DATA.

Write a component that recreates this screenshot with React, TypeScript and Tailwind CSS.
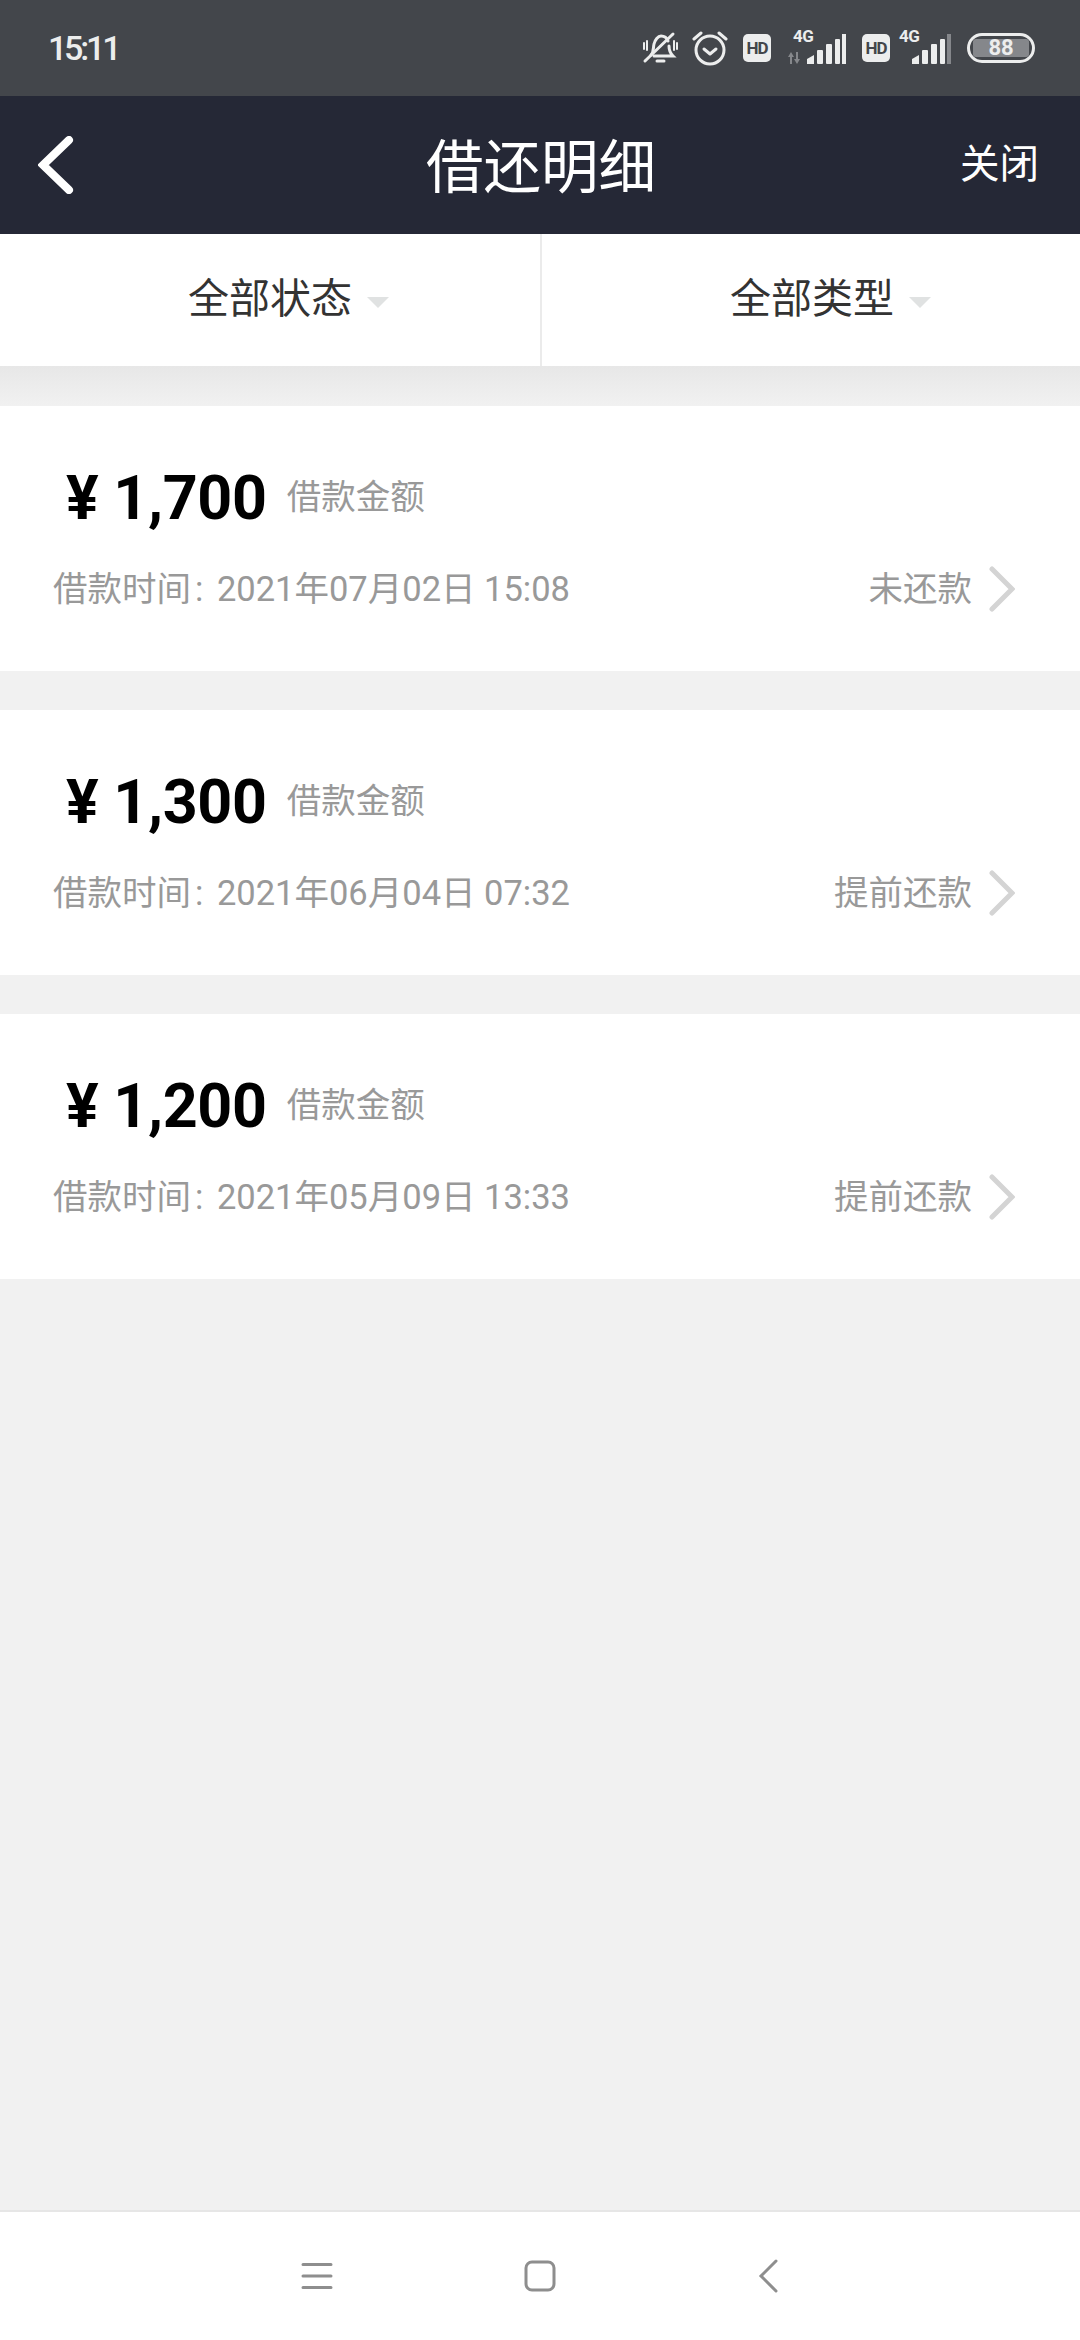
import { ReactNode } from 'react';

const loans = [
  { amount: '1,700', time: '2021年07月02日 15:08', status: '未还款' },
  { amount: '1,300', time: '2021年06月04日 07:32', status: '提前还款' },
  { amount: '1,200', time: '2021年05月09日 13:33', status: '提前还款' },
];

function Bars({ dim }: { dim?: boolean }) {
  return (
    <svg width="40" height="30" viewBox="0 0 40 30">
      <path d="M1 30V25L8 21V30Z" fill="#eceded" />
      <rect x="11" y="16" width="6" height="14" rx="1" fill="#eceded" />
      <rect x="20" y="10" width="6" height="20" rx="1" fill="#eceded" />
      <rect x="29" y="5" width="5" height="25" rx="1" fill="#eceded" />
      <rect x="36" y="0" width="4" height="30" fill={dim ? '#85878b' : '#eceded'} />
    </svg>
  );
}

function HdBadge() {
  return (
    <span className="flex h-[28px] w-[28px] items-center justify-center rounded-[5px] bg-[#eceded] text-[17px] font-bold leading-none tracking-[-1px] text-[#43464b]">
      HD
    </span>
  );
}

function StatusBar() {
  return (
    <div className="flex h-[96px] items-center justify-between bg-[#43464b] pl-[48px] pr-[45px] text-[#eceded]">
      <span className="text-[34px] font-medium tracking-[-3.2px]">15:11</span>
      <div className="flex items-center">
        <svg width="36" height="34" viewBox="0 0 36 34" fill="none" stroke="#eceded" strokeWidth="3" strokeLinecap="round">
          <path d="M9 24c3-3 2-7 3-11s4-8 7-8c4 0 6 2 7 5" />
          <path d="M27 15c0 4 1 7 4 10H12" />
          <path d="M3 30L31 3" />
          <path d="M15 30h7" />
          <path d="M2 12v6M35 12v6" strokeWidth="2" />
          <path d="M5 10v9M32 10v9" strokeWidth="2" />
        </svg>
        <svg className="ml-[14px]" width="36" height="36" viewBox="0 0 36 36" fill="none" stroke="#eceded" strokeWidth="3" strokeLinecap="round" strokeLinejoin="round">
          <circle cx="18" cy="20" r="14" />
          <path d="M12 19l6 5 6-5" />
          <path d="M2 9l7-6M34 9l-7-6" />
        </svg>
        <span className="ml-[15px]"><HdBadge /></span>
        <div className="relative ml-[17px] h-[32px] w-[58px]">
          <span className="absolute left-[5px] top-[-4px] text-[17px] font-bold leading-[16px] tracking-[-0.5px]">4G</span>
          <svg className="absolute bottom-0 left-0" width="14" height="12" viewBox="0 0 14 12" fill="#85878b">
            <path d="M3 0L6 5H4V12H2V5H0ZM8 0H10V7H12L9 12L6 7H8Z" />
          </svg>
          <span className="absolute bottom-0 right-0"><Bars /></span>
        </div>
        <span className="ml-[16px]"><HdBadge /></span>
        <div className="relative ml-[9px] h-[32px] w-[52px]">
          <span className="absolute left-0 top-[-4px] text-[17px] font-bold leading-[16px] tracking-[-0.5px]">4G</span>
          <span className="absolute bottom-0 right-0"><Bars dim /></span>
        </div>
        <div className="ml-[16px] flex h-[30px] w-[68px] items-center justify-center rounded-full border-[3px] border-[#eceded] p-[3px]">
          <span className="flex h-full w-full items-center justify-center rounded-[3px] bg-[#85878b] text-[22px] font-bold leading-none">88</span>
        </div>
      </div>
    </div>
  );
}

function NavBar() {
  return (
    <div className="flex h-[138px] items-center bg-[#252836] px-[38px] text-white">
      <div className="flex-1">
        <svg width="36" height="58" viewBox="0 0 36 58" fill="none" stroke="white" strokeWidth="8" strokeLinecap="round" strokeLinejoin="miter">
          <path d="M31 4L5 29L31 54" />
        </svg>
      </div>
      <span className="pl-[5px] pt-[8px] text-[57.5px] font-normal leading-none">借还明细</span>
      <div className="flex flex-1 justify-end pr-[3px]">
        <span className="text-[39.5px] leading-none">关闭</span>
      </div>
    </div>
  );
}

function FilterButton({ label, divider }: { label: string; divider?: boolean }) {
  return (
    <div className={`flex items-center justify-center ${divider ? 'w-[542px] border-r-2 border-[#ebebeb]' : 'flex-1 pl-[2px]'}`}>
      <span className="relative text-[41px] text-[#333333]">
        {label}
        <span className="absolute left-full top-1/2 ml-[15px] h-0 w-0 -translate-y-[3px] border-x-[11px] border-t-[11px] border-x-transparent border-t-[#e0e2e2]" />
      </span>
    </div>
  );
}

function LoanCard({ amount, time, status }: { amount: string; time: string; status: string }): ReactNode {
  return (
    <div className="flex h-[265px] flex-col bg-white pl-[53px] pr-[65px]">
      <div className="mt-[57px] flex items-center pl-[13px]">
        <span className="text-[61px] font-bold leading-[70px] tracking-[-0.3px] text-black">¥ {amount}</span>
        <span className="ml-[20px] text-[34.5px] text-[#999999]">借款金额</span>
      </div>
      <div className="mt-[26px] flex items-center justify-between">
        <span className="text-[34.5px] leading-[60px] text-[#999999]">
          借款时间<span className="ml-[4px] mr-[5px]">:</span> {time}
        </span>
        <div className="flex items-center gap-[17px]">
          <span className="text-[34.5px] leading-[60px] text-[#999999]">{status}</span>
          <svg width="26" height="46" viewBox="0 0 26 46" fill="none" stroke="#d4d4d4" strokeWidth="5" strokeLinecap="round">
            <path d="M3 3L23 23L3 43" />
          </svg>
        </div>
      </div>
    </div>
  );
}

export default function App() {
  return (
    <div className="flex h-[2340px] w-[1080px] flex-col overflow-hidden bg-[#f1f1f1] font-['Roboto','Noto_Sans_CJK_SC',sans-serif]">
      <StatusBar />
      <NavBar />
      <div className="flex h-[132px] bg-white">
        <FilterButton label="全部状态" divider />
        <FilterButton label="全部类型" />
      </div>
      <div className="h-[40px] bg-gradient-to-b from-[#e7e7e7] to-[#f1f1f1]" />
      <div className="flex flex-col gap-[39px]">
        {loans.map((l) => (
          <LoanCard key={l.time} {...l} />
        ))}
      </div>
      <div className="mt-auto flex h-[130px] items-center justify-center gap-[187px] border-t-2 border-[#e6e6e6] bg-white pl-[5px]">
        <div className="flex w-[36px] justify-center">
          <svg width="32" height="28" viewBox="0 0 32 28" stroke="#8e8e8e" strokeWidth="3" strokeLinecap="round">
            <path d="M2 2.5H30M2 14H30M2 25.5H30" />
          </svg>
        </div>
        <div className="flex w-[36px] justify-center">
          <svg width="32" height="32" viewBox="0 0 32 32" fill="none" stroke="#8e8e8e" strokeWidth="3">
            <rect x="2" y="2" width="28" height="28" rx="6" />
          </svg>
        </div>
        <div className="ml-[5px] flex w-[36px] justify-center">
          <svg width="20" height="34" viewBox="0 0 20 34" fill="none" stroke="#8e8e8e" strokeWidth="3" strokeLinecap="round">
            <path d="M18 2L3 17L18 32" />
          </svg>
        </div>
      </div>
    </div>
  );
}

WHAT YOU SHOULD DO.
Take the listing above and print it exactly, apart from the pictures.

TASK SOLUTION.
Write a component that recreates this screenshot with React, TypeScript and Tailwind CSS.
import { ReactNode } from 'react';

const loans = [
  { amount: '1,700', time: '2021年07月02日 15:08', status: '未还款' },
  { amount: '1,300', time: '2021年06月04日 07:32', status: '提前还款' },
  { amount: '1,200', time: '2021年05月09日 13:33', status: '提前还款' },
];

function Bars({ dim }: { dim?: boolean }) {
  return (
    <svg width="40" height="30" viewBox="0 0 40 30">
      <path d="M1 30V25L8 21V30Z" fill="#eceded" />
      <rect x="11" y="16" width="6" height="14" rx="1" fill="#eceded" />
      <rect x="20" y="10" width="6" height="20" rx="1" fill="#eceded" />
      <rect x="29" y="5" width="5" height="25" rx="1" fill="#eceded" />
      <rect x="36" y="0" width="4" height="30" fill={dim ? '#85878b' : '#eceded'} />
    </svg>
  );
}

function HdBadge() {
  return (
    <span className="flex h-[28px] w-[28px] items-center justify-center rounded-[5px] bg-[#eceded] text-[17px] font-bold leading-none tracking-[-1px] text-[#43464b]">
      HD
    </span>
  );
}

function StatusBar() {
  return (
    <div className="flex h-[96px] items-center justify-between bg-[#43464b] pl-[48px] pr-[45px] text-[#eceded]">
      <span className="text-[34px] font-medium tracking-[-3.2px]">15:11</span>
      <div className="flex items-center">
        <svg width="36" height="34" viewBox="0 0 36 34" fill="none" stroke="#eceded" strokeWidth="3" strokeLinecap="round">
          <path d="M9 24c3-3 2-7 3-11s4-8 7-8c4 0 6 2 7 5" />
          <path d="M27 15c0 4 1 7 4 10H12" />
          <path d="M3 30L31 3" />
          <path d="M15 30h7" />
          <path d="M2 12v6M35 12v6" strokeWidth="2" />
          <path d="M5 10v9M32 10v9" strokeWidth="2" />
        </svg>
        <svg className="ml-[14px]" width="36" height="36" viewBox="0 0 36 36" fill="none" stroke="#eceded" strokeWidth="3" strokeLinecap="round" strokeLinejoin="round">
          <circle cx="18" cy="20" r="14" />
          <path d="M12 19l6 5 6-5" />
          <path d="M2 9l7-6M34 9l-7-6" />
        </svg>
        <span className="ml-[15px]"><HdBadge /></span>
        <div className="relative ml-[17px] h-[32px] w-[58px]">
          <span className="absolute left-[5px] top-[-4px] text-[17px] font-bold leading-[16px] tracking-[-0.5px]">4G</span>
          <svg className="absolute bottom-0 left-0" width="14" height="12" viewBox="0 0 14 12" fill="#85878b">
            <path d="M3 0L6 5H4V12H2V5H0ZM8 0H10V7H12L9 12L6 7H8Z" />
          </svg>
          <span className="absolute bottom-0 right-0"><Bars /></span>
        </div>
        <span className="ml-[16px]"><HdBadge /></span>
        <div className="relative ml-[9px] h-[32px] w-[52px]">
          <span className="absolute left-0 top-[-4px] text-[17px] font-bold leading-[16px] tracking-[-0.5px]">4G</span>
          <span className="absolute bottom-0 right-0"><Bars dim /></span>
        </div>
        <div className="ml-[16px] flex h-[30px] w-[68px] items-center justify-center rounded-full border-[3px] border-[#eceded] p-[3px]">
          <span className="flex h-full w-full items-center justify-center rounded-[3px] bg-[#85878b] text-[22px] font-bold leading-none">88</span>
        </div>
      </div>
    </div>
  );
}

function NavBar() {
  return (
    <div className="flex h-[138px] items-center bg-[#252836] px-[38px] text-white">
      <div className="flex-1">
        <svg width="36" height="58" viewBox="0 0 36 58" fill="none" stroke="white" strokeWidth="8" strokeLinecap="round" strokeLinejoin="miter">
          <path d="M31 4L5 29L31 54" />
        </svg>
      </div>
      <span className="pl-[5px] pt-[8px] text-[57.5px] font-normal leading-none">借还明细</span>
      <div className="flex flex-1 justify-end pr-[3px]">
        <span className="text-[39.5px] leading-none">关闭</span>
      </div>
    </div>
  );
}

function FilterButton({ label, divider }: { label: string; divider?: boolean }) {
  return (
    <div className={`flex items-center justify-center ${divider ? 'w-[542px] border-r-2 border-[#ebebeb]' : 'flex-1 pl-[2px]'}`}>
      <span className="relative text-[41px] text-[#333333]">
        {label}
        <span className="absolute left-full top-1/2 ml-[15px] h-0 w-0 -translate-y-[3px] border-x-[11px] border-t-[11px] border-x-transparent border-t-[#e0e2e2]" />
      </span>
    </div>
  );
}

function LoanCard({ amount, time, status }: { amount: string; time: string; status: string }): ReactNode {
  return (
    <div className="flex h-[265px] flex-col bg-white pl-[53px] pr-[65px]">
      <div className="mt-[57px] flex items-center pl-[13px]">
        <span className="text-[61px] font-bold leading-[70px] tracking-[-0.3px] text-black">¥ {amount}</span>
        <span className="ml-[20px] text-[34.5px] text-[#999999]">借款金额</span>
      </div>
      <div className="mt-[26px] flex items-center justify-between">
        <span className="text-[34.5px] leading-[60px] text-[#999999]">
          借款时间<span className="ml-[4px] mr-[5px]">:</span> {time}
        </span>
        <div className="flex items-center gap-[17px]">
          <span className="text-[34.5px] leading-[60px] text-[#999999]">{status}</span>
          <svg width="26" height="46" viewBox="0 0 26 46" fill="none" stroke="#d4d4d4" strokeWidth="5" strokeLinecap="round">
            <path d="M3 3L23 23L3 43" />
          </svg>
        </div>
      </div>
    </div>
  );
}

export default function App() {
  return (
    <div className="flex h-[2340px] w-[1080px] flex-col overflow-hidden bg-[#f1f1f1] font-['Roboto','Noto_Sans_CJK_SC',sans-serif]">
      <StatusBar />
      <NavBar />
      <div className="flex h-[132px] bg-white">
        <FilterButton label="全部状态" divider />
        <FilterButton label="全部类型" />
      </div>
      <div className="h-[40px] bg-gradient-to-b from-[#e7e7e7] to-[#f1f1f1]" />
      <div className="flex flex-col gap-[39px]">
        {loans.map((l) => (
          <LoanCard key={l.time} {...l} />
        ))}
      </div>
      <div className="mt-auto flex h-[130px] items-center justify-center gap-[187px] border-t-2 border-[#e6e6e6] bg-white pl-[5px]">
        <div className="flex w-[36px] justify-center">
          <svg width="32" height="28" viewBox="0 0 32 28" stroke="#8e8e8e" strokeWidth="3" strokeLinecap="round">
            <path d="M2 2.5H30M2 14H30M2 25.5H30" />
          </svg>
        </div>
        <div className="flex w-[36px] justify-center">
          <svg width="32" height="32" viewBox="0 0 32 32" fill="none" stroke="#8e8e8e" strokeWidth="3">
            <rect x="2" y="2" width="28" height="28" rx="6" />
          </svg>
        </div>
        <div className="ml-[5px] flex w-[36px] justify-center">
          <svg width="20" height="34" viewBox="0 0 20 34" fill="none" stroke="#8e8e8e" strokeWidth="3" strokeLinecap="round">
            <path d="M18 2L3 17L18 32" />
          </svg>
        </div>
      </div>
    </div>
  );
}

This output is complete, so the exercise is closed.